Convergex’s Noll Talks Technology, EMSAC (Part 2)
Markets Media interviewed Eric Noll, president and chief executive officer of agency broker Convergex, on June 9. This is the second of two parts.
How hard or costly is it to keep pace with all the technology needed to trade in today’s market?
When we think we can add value to our clients with technology then that is a space that we want to be part of. When we look at execution tools, trade analytics and keeping our dark pool technologically relevant, we tend to invest heavily in technology. However, sometimes it makes sense to use the technology of other providers. There may be better solutions to us building some things ourselves. We don’t, for example, see the need to build our own front end in equities because there are countless great companies out there who already do that. We focus on building the things that really add value to our clients and outsource the things that we don’t think are going to help us add value. That philosophy helps us control the costs of the implementation and also enables our technologists to focus on where we want them.
Does that make it easier to manage technology costs?
I don’t think it’s gotten easier but I think the focus and dynamics have changed. As someone who is on the SEC Equity Market Structure Advisory committee and involved in a lot of the market structure conversation, there are always new things and changes being proposed by regulators, the SEC, the exchanges, and it is important to keep up with those changes and proposals.
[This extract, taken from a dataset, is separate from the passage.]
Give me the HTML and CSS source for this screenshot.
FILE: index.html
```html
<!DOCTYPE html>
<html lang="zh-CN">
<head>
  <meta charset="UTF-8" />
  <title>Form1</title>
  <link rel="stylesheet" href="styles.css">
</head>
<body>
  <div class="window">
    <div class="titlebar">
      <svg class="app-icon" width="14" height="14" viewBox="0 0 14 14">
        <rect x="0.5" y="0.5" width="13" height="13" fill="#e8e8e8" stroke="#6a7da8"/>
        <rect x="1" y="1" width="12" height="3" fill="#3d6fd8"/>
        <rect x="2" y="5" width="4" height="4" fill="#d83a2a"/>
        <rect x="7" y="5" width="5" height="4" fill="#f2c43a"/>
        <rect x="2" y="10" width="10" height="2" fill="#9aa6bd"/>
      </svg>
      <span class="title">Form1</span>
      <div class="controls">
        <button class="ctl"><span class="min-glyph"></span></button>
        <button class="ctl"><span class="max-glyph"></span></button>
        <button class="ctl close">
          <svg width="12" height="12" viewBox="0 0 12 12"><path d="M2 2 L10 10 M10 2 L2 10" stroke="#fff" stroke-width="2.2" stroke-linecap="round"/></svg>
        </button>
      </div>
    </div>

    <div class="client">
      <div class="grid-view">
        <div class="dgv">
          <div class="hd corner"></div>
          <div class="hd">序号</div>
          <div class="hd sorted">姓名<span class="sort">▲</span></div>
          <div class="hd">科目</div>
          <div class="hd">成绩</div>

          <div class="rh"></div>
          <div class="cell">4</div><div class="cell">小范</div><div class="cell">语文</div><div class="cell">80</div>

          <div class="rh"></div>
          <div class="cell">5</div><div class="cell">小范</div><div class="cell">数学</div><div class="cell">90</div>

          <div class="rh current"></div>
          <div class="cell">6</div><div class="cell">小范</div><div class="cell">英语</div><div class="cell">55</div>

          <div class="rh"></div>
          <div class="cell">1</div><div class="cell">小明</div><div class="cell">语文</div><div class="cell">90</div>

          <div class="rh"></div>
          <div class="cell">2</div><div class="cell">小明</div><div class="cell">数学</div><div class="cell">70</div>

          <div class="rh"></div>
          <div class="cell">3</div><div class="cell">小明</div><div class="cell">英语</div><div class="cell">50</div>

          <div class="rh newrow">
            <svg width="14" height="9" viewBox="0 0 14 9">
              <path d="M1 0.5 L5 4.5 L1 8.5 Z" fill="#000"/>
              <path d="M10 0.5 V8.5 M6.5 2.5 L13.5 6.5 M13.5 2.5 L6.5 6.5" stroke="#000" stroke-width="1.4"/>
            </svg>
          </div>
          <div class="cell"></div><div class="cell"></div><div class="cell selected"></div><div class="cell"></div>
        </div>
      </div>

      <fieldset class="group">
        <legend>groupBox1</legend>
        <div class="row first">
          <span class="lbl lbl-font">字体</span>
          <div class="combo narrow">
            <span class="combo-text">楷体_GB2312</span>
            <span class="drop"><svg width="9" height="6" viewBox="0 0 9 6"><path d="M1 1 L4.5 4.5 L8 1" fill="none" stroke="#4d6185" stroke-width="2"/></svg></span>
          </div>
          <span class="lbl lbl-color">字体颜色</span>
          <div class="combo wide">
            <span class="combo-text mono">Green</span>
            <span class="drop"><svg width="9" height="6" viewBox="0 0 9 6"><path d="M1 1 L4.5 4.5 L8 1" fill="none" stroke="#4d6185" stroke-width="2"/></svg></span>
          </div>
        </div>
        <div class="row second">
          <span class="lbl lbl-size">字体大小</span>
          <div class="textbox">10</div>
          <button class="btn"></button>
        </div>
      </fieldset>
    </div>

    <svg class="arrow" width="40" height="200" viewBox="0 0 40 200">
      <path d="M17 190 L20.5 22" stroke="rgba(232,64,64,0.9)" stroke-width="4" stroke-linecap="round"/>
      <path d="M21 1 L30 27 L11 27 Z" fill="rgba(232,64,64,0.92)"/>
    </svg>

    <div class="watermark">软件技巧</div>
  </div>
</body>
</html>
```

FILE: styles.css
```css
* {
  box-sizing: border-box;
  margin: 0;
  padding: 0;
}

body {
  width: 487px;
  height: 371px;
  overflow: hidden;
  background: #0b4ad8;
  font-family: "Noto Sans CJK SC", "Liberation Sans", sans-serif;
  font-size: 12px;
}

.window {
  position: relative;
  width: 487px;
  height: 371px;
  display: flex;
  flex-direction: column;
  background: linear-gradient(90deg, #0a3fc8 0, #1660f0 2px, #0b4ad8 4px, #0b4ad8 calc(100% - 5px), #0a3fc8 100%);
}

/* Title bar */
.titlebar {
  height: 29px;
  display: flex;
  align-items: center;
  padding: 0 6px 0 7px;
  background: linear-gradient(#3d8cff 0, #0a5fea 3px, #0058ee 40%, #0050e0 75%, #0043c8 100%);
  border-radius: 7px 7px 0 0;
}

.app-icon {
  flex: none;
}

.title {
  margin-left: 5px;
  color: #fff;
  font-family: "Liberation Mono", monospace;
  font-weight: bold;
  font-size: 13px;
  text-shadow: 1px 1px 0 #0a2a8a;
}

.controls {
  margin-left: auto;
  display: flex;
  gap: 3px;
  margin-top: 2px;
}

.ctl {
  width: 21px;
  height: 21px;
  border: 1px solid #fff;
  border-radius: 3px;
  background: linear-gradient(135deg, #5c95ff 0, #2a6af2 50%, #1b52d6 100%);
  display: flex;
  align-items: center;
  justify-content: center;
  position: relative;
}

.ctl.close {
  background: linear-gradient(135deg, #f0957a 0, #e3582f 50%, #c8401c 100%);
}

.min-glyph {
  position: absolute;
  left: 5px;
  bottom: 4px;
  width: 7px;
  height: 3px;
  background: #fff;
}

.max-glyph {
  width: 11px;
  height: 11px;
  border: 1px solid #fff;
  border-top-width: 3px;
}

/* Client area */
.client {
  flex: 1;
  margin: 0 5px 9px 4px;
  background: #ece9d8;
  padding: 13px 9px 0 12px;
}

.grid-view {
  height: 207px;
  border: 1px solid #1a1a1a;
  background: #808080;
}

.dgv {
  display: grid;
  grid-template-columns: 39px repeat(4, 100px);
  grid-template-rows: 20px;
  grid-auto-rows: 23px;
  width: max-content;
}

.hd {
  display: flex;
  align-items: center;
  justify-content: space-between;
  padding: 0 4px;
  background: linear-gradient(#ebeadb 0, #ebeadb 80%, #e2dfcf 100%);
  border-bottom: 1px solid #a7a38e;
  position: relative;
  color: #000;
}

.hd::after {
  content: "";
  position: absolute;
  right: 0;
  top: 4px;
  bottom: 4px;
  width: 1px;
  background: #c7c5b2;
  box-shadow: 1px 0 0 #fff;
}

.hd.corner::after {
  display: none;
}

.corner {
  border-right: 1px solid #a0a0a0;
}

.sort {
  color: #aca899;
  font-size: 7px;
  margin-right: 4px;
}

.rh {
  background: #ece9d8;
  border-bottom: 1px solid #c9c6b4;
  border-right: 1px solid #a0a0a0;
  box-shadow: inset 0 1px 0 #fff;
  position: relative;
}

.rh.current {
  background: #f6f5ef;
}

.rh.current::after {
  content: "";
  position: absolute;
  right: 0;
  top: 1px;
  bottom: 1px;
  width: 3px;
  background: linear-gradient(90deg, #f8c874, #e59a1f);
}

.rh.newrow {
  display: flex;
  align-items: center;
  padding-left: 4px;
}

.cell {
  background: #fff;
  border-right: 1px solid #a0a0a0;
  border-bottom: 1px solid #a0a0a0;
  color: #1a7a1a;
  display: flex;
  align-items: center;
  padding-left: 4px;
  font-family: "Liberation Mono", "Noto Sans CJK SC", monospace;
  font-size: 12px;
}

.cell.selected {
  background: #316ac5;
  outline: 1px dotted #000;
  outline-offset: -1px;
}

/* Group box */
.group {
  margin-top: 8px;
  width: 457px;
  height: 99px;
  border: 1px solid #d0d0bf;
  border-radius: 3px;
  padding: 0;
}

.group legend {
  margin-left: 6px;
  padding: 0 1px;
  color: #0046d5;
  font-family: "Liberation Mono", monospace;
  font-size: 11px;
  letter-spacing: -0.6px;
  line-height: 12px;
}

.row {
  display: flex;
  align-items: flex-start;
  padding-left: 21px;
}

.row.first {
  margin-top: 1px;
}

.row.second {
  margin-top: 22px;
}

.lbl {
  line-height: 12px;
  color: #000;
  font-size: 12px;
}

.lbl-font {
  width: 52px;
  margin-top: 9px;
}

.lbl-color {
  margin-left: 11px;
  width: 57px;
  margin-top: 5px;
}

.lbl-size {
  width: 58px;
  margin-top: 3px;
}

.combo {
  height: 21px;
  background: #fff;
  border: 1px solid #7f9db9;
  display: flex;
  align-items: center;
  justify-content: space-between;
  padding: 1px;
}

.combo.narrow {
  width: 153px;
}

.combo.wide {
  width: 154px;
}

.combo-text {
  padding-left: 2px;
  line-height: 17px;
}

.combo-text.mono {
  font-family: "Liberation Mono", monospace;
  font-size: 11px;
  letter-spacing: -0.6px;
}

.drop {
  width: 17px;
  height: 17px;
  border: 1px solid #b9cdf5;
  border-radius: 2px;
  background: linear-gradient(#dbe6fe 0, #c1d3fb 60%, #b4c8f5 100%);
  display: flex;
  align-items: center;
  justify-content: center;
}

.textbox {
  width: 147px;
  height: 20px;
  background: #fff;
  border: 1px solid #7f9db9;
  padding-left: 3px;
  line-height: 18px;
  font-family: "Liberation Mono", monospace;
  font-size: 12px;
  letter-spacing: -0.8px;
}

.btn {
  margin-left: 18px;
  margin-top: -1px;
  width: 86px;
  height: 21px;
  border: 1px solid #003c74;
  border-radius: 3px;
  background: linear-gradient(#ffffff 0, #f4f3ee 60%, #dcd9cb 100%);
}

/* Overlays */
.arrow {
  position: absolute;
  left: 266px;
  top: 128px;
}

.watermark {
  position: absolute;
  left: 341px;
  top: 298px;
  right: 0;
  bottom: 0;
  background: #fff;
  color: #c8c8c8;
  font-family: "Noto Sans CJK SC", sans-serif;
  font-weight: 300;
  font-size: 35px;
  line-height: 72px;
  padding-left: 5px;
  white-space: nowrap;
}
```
All of the proposals and pilot programs can be time consuming and expensive and you have to understand them.
While technology tends to focus on algorithms and router logic, is there some piece of technology that has been overlooked and may need updating?
Algos tend to be a hot topic and everyone wants to talk about the next one. The reality is that the issues that our clients face are manifold and there are other areas – such as commission management that require more technology spending. How do you manage your soft dollars? How do you manage your CSA spend? How do you manage your recapture spend? That’s particularly true in a more complicated world now where Europe seems to be going in a different direction than the U.S.
We need to provide those tools to clients so they can better manage their balances, manage their commissions in the appropriate way. That helps them generate alpha. How do we make our recapture business stronger, more responsive to help with commission management? There are many other areas that I think are in need of better solutions – such as TCA. There hasn’t been a lot of innovation around post trade analytics and TCA in a long time.
Is the focus still on post-trade information? Or has it changed into evaluating best execution?
The buy side is indeed more focused on best execution analysis. It involves some questions like, what happens if my order was routed to dark pool A and I had a 2% fill rate there, what benefits did I get from going to that dark pool? What was the harm to my order by going to that dark pool? By going there and getting only 2%, did I contribute to information leakage in my order? Did it slide away from me?
Another important issue is allocations. While this may sound really boring, Convergex, as well as other firms, face this when you have a large client base that has many sub accounts. Maybe they’re a UMA provider or some other manager where you have to allocate trades through any number of sub accounts in the appropriate way. How do you do that so it’s seamless? How do you do that so that everybody gets their fill in the appropriate way? There are tools and techniques out there to make that happen, but when it doesn’t work, it can be bad for the client. Getting those allocations right becomes very, very important and that is when you need both service and technology to make sure that works.
What’s next for EMSAC?
The next formal meeting of the whole committee is August 2nd. It’s highly likely there will be an interim phone meeting between now and then. That phone meeting is really to consider approving an access fee pilot for the markets at large. It’s sometimes referred to as the maker-taker pilot, but it is really about access fees.
How about the Consolidated Audit Trail? Will it ever get built?
It will and I think we’re all waiting to see what the form is going to be and who the providers are going to be around it. The concern is that when it is built is to make sure it replaces a lot of legacy systems already out there like OATS and some of the other FINRA reports. There’s real value to the CAT information but it should really be replacing tasks that we shouldn’t have to do any more. There is also the cost — the CAT must be as cost-effective as possible.